An analytical method for quickly evaluating the performances of refractory alloys in sCO2 Brayton cycle applications

Abstract

An analytical method has been developed to quickly evaluate structure materials' performances in sCO2 power cycle applications. This analytical method combines a conjugate heat transfer model for a tube with constant heat flux boundary conditions with its corresponding mechanical model to obtain the allowable working fluid temperatures and minimum required wall thickness. Three refractory alloys, Inconel 617, Haynes 230, and SS 253 MA, have been selected for implementing this analytical method by comparing their allowable working fluid temperatures and minimum required wall thicknesses under various boundary conditions. The allowable working fluid temperature has been observed not to change with the external surface temperature of the tube monotonically but with a peak. In general, Nickel based alloys (Inconel 617 and Haynes 230) have better performances than the SS 253 MA, but the difference becomes insignificant for low working fluid temperature and low heat flux applications.

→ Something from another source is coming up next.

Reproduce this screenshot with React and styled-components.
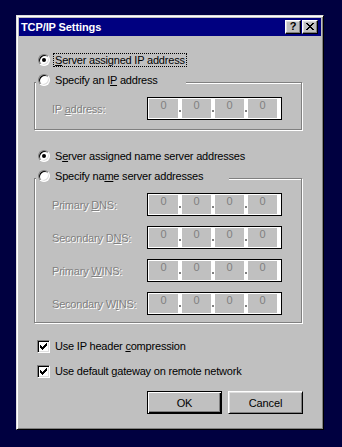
import styled, { createGlobalStyle } from 'styled-components';

const GlobalStyle = createGlobalStyle`
  html, body {
    margin: 0;
    padding: 0;
    background: #000040;
  }
  body {
    font-family: 'Liberation Sans', Arial, sans-serif;
    font-size: 11px;
    color: #000;
  }
  * {
    box-sizing: border-box;
  }
`;

const CloseGlyph = () => (
  <svg width="8" height="7" viewBox="0 0 8 7" shapeRendering="crispEdges">
    <path
      fill="#000"
      d="M0 0h2v1H0zM6 0h2v1H6zM1 1h2v1H1zM5 1h2v1H5zM2 2h4v1H2zM3 3h2v1H3zM2 4h4v1H2zM1 5h2v1H1zM5 5h2v1H5zM0 6h2v1H0zM6 6h2v1H6z"
    />
  </svg>
);

const CheckGlyph = () => (
  <svg width="7" height="7" viewBox="0 0 7 7" shapeRendering="crispEdges">
    <path
      fill="#000"
      d="M0 2h1v3H0zM1 3h1v3H1zM2 4h1v3H2zM3 3h1v3H3zM4 2h1v3H4zM5 1h1v3H5zM6 0h1v3H6z"
    />
  </svg>
);

const IpField = () => (
  <IpBox>
    {[0, 1, 2, 3].map((i) => (
      <IpPart key={i}>
        {i > 0 && (
          <IpSeparator>
            <IpDot />
          </IpSeparator>
        )}
        <Octet>0</Octet>
      </IpPart>
    ))}
  </IpBox>
);

const App = () => {
  const nameServers = [
    { id: 1, before: 'Primary ', key: 'D', after: 'NS:' },
    { id: 2, before: 'Secondary D', key: 'N', after: 'S:' },
    { id: 3, before: 'Primary ', key: 'W', after: 'INS:' },
    { id: 4, before: 'Secondary W', key: 'I', after: 'NS:' },
  ];

  return (
    <>
      <GlobalStyle />
      <Desktop>
        <Dialog>
          <TitleBar>
            <TitleText>TCP/IP Settings</TitleText>
            <CaptionButton>?</CaptionButton>
            <CaptionButton>
              <CloseGlyph />
            </CaptionButton>
          </TitleBar>

          <Content>
            <OptionRow $top={17} $indent={19}>
              <Radio>
                <RadioDot />
              </Radio>
              <OptionLabel $focused>
                <Accel>S</Accel>erver assigned IP address
              </OptionLabel>
            </OptionRow>

            <Group $top={6} $bottom={9}>
              <GroupLegend $width={150}>
                <LegendInner>
                  <Radio $inLegend />
                  <OptionLabel>
                    Specify an I<Accel>P</Accel> address
                  </OptionLabel>
                </LegendInner>
              </GroupLegend>
              <GroupBody $gap={10}>
                <FieldRow>
                  <FieldLabel>
                    IP <Accel>a</Accel>ddress:
                  </FieldLabel>
                  <IpField />
                </FieldRow>
              </GroupBody>
            </Group>

            <OptionRow $top={19} $indent={19}>
              <Radio>
                <RadioDot />
              </Radio>
              <OptionLabel>
                S<Accel>e</Accel>rver assigned name server addresses
              </OptionLabel>
            </OptionRow>

            <Group $top={6} $bottom={7}>
              <GroupLegend $width={193}>
                <LegendInner>
                  <Radio $inLegend />
                  <OptionLabel>
                    Specify na<Accel>m</Accel>e server addresses
                  </OptionLabel>
                </LegendInner>
              </GroupLegend>
              <GroupBody $gap={10}>
                {nameServers.map((ns) => (
                  <FieldRow key={ns.id}>
                    <FieldLabel>
                      {ns.before}
                      <Accel>{ns.key}</Accel>
                      {ns.after}
                    </FieldLabel>
                    <IpField />
                  </FieldRow>
                ))}
              </GroupBody>
            </Group>

            <OptionRow $top={16} $indent={18}>
              <Checkbox>
                <CheckGlyph />
              </Checkbox>
              <OptionLabel>
                Use IP header <Accel>c</Accel>ompression
              </OptionLabel>
            </OptionRow>

            <OptionRow $top={11} $indent={18}>
              <Checkbox>
                <CheckGlyph />
              </Checkbox>
              <OptionLabel>
                Use default <Accel>g</Accel>ateway on remote network
              </OptionLabel>
            </OptionRow>

            <ButtonRow>
              <PushButton $default>OK</PushButton>
              <PushButton>Cancel</PushButton>
            </ButtonRow>
          </Content>
        </Dialog>
      </Desktop>
    </>
  );
};

export default App;

const Desktop = styled.div`
  min-height: 447px;
  padding: 15px 0 0 16px;
`;

const Dialog = styled.div`
  width: 308px;
  height: 415px;
  background-color: #c0c0c0;
  border: 1px solid;
  border-color: #dfdfdf #000 #000 #dfdfdf;
  box-shadow: inset 1px 1px 0 #fff, inset -1px -1px 0 #808080;
  padding: 2px;
  display: flex;
  flex-direction: column;
`;

const TitleBar = styled.div`
  height: 18px;
  background-color: #000080;
  display: flex;
  align-items: center;
  gap: 1px;
  padding: 0 3px 0 2px;
`;

const TitleText = styled.div`
  flex: 1;
  color: #fff;
  font-weight: bold;
  font-size: 11px;
  letter-spacing: -0.1px;
  white-space: nowrap;
`;

const CaptionButton = styled.div`
  width: 16px;
  height: 14px;
  background-color: #c0c0c0;
  border: 1px solid;
  border-color: #fff #000 #000 #fff;
  box-shadow: inset -1px -1px 0 #808080, inset 1px 1px 0 #dfdfdf;
  display: flex;
  align-items: center;
  justify-content: center;
  font-weight: bold;
  font-size: 11px;
  line-height: 11px;
  padding-bottom: 1px;
`;

const Content = styled.div`
  flex: 1;
  display: flex;
  flex-direction: column;
`;

const OptionRow = styled.div`
  display: flex;
  align-items: flex-start;
  margin-top: ${(p) => p.$top}px;
  margin-left: ${(p) => p.$indent}px;
`;

const Radio = styled.div`
  width: 12px;
  height: 12px;
  flex-shrink: 0;
  margin-top: 1px;
  margin-left: ${(p) => (p.$inLegend ? 2 : 0)}px;
  border-radius: 50%;
  background-color: #fff;
  border: 1px solid;
  border-color: #808080 #fff #fff #808080;
  box-shadow: inset 1px 1px 0 #000, inset -1px -1px 0 #dfdfdf;
  display: flex;
  align-items: center;
  justify-content: center;
`;

const RadioDot = styled.span`
  width: 4px;
  height: 4px;
  border-radius: 50%;
  background-color: #000;
`;

const Checkbox = styled.div`
  width: 13px;
  height: 13px;
  flex-shrink: 0;
  margin-top: 1px;
  background-color: #fff;
  border: 1px solid;
  border-color: #808080 #fff #fff #808080;
  box-shadow: inset 1px 1px 0 #000, inset -1px -1px 0 #dfdfdf;
  display: flex;
  align-items: center;
  justify-content: center;
`;

const OptionLabel = styled.span`
  margin-left: 3px;
  padding: 0 1px;
  border: 1px dotted ${(p) => (p.$focused ? '#000' : 'transparent')};
  line-height: 12px;
  letter-spacing: -0.2px;
  white-space: nowrap;
`;

const Accel = styled.span`
  text-decoration: underline;
`;

const Group = styled.fieldset`
  width: 268px;
  min-width: 0;
  margin: ${(p) => p.$top}px 0 0 15px;
  padding: 5px 0 ${(p) => p.$bottom}px 0;
  border: 1px solid #808080;
  box-shadow: inset 1px 1px 0 #fff, 1px 1px 0 #fff;
`;

const GroupLegend = styled.legend`
  width: ${(p) => p.$width}px;
  height: 19px;
  margin-left: 1px;
  padding: 0;
  background-color: #c0c0c0;
`;

const LegendInner = styled.div`
  display: flex;
  align-items: flex-start;
`;

const GroupBody = styled.div`
  display: flex;
  flex-direction: column;
  gap: ${(p) => p.$gap}px;
  padding-left: 17px;
`;

const FieldRow = styled.div`
  display: flex;
  align-items: center;
`;

const FieldLabel = styled.span`
  width: 95px;
  color: #808080;
  text-shadow: 1px 1px 0 #fff;
  letter-spacing: -0.2px;
  white-space: nowrap;
`;

const IpBox = styled.div`
  width: 135px;
  height: 23px;
  display: flex;
  background-color: #fff;
  border: 1px solid #000;
  padding: 1px 4px 1px 1px;
`;

const IpPart = styled.div`
  display: flex;
`;

const IpSeparator = styled.div`
  width: 4px;
  display: flex;
  justify-content: center;
  padding-top: 11px;
`;

const IpDot = styled.span`
  width: 2px;
  height: 2px;
  background-color: #808080;
`;

const Octet = styled.div`
  width: 29px;
  background-color: #c0c0c0;
  color: #808080;
  text-align: center;
  font-size: 11px;
  line-height: 13px;
`;

const ButtonRow = styled.div`
  display: flex;
  justify-content: flex-end;
  gap: 6px;
  margin-top: 13px;
  margin-right: 18px;
`;

const PushButton = styled.div`
  width: 75px;
  height: 23px;
  background-color: #c0c0c0;
  border: 1px solid;
  border-color: ${(p) => (p.$default ? '#000' : '#fff #000 #000 #fff')};
  box-shadow: ${(p) =>
    p.$default
      ? 'inset 1px 1px 0 #fff, inset -1px -1px 0 #000, inset -2px -2px 0 #808080'
      : 'inset 1px 1px 0 #dfdfdf, inset -1px -1px 0 #808080'};
  display: flex;
  align-items: center;
  justify-content: center;
  font-size: 11px;
  letter-spacing: -0.1px;
`;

Besides, Inconel 617 can offer slightly higher allowable working fluid temperature than Haynes 230 in most work conditions, but the minimum required wall thickness is also significantly larger than that of Haynes 230. In addition, the minimum required wall thickness can be significantly reduced when the allowable working fluid temperature is set slightly lower than its peak value due to the rapid decrease of the maximum allowable stresses at high temperatures, which will be useful in potential techno-economic optimization for heat exchanger designs.